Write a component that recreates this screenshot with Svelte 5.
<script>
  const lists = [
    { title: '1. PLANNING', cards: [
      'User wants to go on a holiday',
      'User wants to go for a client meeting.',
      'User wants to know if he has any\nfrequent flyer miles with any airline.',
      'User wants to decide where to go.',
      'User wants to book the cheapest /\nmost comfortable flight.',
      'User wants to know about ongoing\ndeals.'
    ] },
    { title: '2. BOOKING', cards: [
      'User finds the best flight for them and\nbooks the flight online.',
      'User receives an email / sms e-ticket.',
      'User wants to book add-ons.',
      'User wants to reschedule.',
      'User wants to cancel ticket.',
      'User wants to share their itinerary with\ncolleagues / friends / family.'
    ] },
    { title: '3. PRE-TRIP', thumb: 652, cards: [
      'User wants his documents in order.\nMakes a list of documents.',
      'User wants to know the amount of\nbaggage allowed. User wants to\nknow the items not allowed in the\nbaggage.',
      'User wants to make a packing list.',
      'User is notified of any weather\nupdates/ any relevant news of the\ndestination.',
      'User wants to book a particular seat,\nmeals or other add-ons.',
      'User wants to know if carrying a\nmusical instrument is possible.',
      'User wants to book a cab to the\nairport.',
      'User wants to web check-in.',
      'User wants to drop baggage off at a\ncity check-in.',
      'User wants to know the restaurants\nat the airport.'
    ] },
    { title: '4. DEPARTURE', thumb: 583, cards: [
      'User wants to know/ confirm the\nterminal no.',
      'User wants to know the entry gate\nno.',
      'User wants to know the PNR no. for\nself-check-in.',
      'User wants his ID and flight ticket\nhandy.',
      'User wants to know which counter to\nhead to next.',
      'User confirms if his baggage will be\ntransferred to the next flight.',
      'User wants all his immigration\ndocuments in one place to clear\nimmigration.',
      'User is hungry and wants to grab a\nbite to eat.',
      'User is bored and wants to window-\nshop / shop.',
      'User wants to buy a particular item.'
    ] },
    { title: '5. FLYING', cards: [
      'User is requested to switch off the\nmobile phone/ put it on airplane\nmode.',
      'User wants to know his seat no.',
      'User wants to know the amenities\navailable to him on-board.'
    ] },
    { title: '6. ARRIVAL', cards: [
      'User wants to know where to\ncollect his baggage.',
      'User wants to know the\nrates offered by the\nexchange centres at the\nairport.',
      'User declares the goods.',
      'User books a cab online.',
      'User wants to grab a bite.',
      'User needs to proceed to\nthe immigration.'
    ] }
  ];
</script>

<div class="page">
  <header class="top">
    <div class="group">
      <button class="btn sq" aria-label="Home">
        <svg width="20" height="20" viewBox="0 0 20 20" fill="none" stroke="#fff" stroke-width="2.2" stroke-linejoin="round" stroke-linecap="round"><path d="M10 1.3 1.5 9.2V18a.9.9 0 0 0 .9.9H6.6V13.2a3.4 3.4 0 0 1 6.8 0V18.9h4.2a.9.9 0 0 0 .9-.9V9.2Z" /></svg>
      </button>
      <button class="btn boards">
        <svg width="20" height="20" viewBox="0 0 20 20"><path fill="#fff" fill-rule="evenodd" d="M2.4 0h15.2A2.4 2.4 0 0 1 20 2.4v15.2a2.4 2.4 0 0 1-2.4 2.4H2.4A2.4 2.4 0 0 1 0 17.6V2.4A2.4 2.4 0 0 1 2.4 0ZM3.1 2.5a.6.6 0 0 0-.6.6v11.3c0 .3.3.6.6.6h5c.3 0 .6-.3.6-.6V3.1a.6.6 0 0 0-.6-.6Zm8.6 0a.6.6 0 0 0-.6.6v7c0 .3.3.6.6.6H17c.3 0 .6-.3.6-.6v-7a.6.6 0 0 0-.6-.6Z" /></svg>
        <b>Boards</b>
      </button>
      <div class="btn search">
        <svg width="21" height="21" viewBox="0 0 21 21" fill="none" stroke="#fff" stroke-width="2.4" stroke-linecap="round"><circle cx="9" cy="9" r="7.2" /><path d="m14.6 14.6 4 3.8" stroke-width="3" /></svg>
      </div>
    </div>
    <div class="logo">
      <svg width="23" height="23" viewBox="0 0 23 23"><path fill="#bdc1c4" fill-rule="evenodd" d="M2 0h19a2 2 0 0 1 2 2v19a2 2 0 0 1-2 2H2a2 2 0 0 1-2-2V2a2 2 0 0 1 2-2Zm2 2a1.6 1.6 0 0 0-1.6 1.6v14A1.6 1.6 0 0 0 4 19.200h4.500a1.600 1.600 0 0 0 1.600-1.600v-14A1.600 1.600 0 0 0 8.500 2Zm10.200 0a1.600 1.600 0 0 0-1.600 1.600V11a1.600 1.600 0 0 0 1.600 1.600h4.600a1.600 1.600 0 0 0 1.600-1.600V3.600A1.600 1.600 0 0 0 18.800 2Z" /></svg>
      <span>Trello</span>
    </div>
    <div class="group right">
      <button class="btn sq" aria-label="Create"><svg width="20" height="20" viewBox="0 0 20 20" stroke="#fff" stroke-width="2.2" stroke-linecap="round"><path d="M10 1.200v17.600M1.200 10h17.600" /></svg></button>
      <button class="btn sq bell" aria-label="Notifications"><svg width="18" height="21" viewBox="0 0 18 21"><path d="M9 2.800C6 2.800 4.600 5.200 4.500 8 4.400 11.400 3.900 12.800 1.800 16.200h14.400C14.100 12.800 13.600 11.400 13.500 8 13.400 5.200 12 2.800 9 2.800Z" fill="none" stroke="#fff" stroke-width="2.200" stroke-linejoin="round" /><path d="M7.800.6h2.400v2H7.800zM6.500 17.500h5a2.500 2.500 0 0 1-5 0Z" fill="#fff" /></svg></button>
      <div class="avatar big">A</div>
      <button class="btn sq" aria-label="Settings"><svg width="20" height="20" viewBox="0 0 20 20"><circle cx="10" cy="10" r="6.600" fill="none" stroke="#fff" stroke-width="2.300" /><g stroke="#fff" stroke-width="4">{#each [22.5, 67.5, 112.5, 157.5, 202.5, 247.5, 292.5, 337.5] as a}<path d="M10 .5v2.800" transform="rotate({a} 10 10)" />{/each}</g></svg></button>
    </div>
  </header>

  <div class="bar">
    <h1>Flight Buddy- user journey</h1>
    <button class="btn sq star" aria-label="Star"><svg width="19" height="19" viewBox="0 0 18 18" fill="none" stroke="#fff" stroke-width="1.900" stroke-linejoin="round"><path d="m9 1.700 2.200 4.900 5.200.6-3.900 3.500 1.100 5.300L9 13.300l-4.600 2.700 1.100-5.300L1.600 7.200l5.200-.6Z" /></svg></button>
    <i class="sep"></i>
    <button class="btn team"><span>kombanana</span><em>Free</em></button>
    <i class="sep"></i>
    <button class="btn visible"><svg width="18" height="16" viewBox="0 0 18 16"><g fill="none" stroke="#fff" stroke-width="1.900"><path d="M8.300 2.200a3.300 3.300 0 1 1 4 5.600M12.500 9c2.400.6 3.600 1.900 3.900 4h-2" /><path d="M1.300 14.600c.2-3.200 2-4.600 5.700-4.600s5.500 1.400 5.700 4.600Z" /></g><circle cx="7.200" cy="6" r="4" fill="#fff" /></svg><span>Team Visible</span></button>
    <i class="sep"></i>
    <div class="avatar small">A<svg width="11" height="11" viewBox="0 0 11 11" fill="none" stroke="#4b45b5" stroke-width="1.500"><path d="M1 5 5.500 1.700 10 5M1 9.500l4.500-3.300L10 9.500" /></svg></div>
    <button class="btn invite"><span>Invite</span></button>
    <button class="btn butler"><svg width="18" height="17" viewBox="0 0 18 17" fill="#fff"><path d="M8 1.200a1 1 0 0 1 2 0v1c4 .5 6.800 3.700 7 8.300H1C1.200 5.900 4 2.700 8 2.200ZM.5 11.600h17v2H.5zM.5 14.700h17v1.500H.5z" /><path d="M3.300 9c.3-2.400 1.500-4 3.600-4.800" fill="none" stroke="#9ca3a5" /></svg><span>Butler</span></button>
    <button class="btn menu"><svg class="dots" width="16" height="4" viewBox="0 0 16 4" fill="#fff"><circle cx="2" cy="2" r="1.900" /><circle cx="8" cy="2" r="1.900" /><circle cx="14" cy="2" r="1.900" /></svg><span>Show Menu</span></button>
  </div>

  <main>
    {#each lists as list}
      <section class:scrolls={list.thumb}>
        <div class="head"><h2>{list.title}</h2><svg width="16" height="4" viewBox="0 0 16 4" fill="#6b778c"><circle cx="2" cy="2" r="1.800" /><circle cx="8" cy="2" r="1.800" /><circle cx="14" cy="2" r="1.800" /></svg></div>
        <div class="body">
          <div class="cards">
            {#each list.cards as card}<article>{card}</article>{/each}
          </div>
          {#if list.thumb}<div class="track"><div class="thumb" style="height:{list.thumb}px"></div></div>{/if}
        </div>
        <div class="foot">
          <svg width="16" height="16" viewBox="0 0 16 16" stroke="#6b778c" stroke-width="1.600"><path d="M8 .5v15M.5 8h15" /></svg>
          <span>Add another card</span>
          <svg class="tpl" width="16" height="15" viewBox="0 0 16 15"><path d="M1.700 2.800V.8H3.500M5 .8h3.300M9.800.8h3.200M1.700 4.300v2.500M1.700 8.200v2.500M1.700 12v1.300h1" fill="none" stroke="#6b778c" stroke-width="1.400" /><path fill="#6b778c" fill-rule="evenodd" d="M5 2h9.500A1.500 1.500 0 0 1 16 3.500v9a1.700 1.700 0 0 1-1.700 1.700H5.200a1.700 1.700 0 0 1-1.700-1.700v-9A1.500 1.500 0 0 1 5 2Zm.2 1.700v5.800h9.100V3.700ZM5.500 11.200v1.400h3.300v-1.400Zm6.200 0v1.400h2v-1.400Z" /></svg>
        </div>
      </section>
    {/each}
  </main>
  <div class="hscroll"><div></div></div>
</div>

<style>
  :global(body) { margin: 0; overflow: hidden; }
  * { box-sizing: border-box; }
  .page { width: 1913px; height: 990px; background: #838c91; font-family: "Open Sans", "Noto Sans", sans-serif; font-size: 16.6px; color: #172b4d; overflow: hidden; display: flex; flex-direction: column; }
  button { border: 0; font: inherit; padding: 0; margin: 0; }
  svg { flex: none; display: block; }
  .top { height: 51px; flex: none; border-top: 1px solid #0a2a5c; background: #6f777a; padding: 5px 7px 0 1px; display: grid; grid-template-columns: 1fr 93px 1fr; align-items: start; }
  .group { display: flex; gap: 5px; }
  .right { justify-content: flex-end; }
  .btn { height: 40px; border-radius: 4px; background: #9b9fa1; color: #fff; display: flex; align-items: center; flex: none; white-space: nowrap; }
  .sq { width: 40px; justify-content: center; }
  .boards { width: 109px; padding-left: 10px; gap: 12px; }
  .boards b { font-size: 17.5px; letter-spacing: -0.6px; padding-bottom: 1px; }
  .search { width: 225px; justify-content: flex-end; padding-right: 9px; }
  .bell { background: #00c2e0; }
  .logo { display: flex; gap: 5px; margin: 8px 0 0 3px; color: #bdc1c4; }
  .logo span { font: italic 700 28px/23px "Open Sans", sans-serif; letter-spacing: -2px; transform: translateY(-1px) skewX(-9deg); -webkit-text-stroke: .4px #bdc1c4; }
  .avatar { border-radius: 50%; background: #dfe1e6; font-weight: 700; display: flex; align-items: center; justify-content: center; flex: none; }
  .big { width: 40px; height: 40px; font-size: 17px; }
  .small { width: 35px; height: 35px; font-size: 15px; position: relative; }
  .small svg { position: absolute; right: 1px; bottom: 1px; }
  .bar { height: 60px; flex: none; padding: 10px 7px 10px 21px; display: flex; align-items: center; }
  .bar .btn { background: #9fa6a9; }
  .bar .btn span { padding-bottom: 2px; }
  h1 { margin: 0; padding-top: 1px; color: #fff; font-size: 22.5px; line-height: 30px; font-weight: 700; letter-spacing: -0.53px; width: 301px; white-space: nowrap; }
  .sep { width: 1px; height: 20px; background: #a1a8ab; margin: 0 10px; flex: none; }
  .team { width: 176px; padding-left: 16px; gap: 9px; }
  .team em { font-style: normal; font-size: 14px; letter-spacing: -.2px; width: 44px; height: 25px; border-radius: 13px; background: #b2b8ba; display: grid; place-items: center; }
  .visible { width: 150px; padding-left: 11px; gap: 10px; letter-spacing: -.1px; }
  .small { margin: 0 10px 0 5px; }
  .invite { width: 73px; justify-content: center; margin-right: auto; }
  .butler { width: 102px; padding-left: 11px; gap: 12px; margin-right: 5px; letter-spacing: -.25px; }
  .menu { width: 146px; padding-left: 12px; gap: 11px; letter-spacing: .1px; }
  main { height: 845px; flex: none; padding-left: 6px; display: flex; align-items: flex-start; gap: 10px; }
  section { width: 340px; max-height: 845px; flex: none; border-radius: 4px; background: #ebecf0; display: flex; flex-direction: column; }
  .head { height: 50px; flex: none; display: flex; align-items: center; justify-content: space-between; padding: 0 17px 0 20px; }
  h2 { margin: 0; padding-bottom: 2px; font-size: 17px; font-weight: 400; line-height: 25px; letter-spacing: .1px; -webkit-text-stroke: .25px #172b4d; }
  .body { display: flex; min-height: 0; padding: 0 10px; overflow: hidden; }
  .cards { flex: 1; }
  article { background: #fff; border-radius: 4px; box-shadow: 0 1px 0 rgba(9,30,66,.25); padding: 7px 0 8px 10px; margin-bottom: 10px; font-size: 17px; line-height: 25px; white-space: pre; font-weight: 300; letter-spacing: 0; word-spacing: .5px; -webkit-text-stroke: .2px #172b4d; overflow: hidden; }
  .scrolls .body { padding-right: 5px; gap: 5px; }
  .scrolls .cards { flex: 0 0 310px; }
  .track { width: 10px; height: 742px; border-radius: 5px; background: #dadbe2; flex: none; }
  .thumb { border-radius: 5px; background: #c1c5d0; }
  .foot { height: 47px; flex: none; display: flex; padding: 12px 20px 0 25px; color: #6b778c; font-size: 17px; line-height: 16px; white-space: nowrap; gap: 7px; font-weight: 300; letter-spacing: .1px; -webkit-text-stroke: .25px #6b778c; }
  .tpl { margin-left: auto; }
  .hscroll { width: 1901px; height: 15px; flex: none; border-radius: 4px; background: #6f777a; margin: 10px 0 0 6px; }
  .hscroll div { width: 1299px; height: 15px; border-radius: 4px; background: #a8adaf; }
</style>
──────
**To do**
All lines above containing the string "with" are to be collected.

**Written response**
Write a component that recreates this screenshot with Svelte 5.
      'User wants to know if he has any\nfrequent flyer miles with any airline.',
      'User wants to share their itinerary with\ncolleagues / friends / family.'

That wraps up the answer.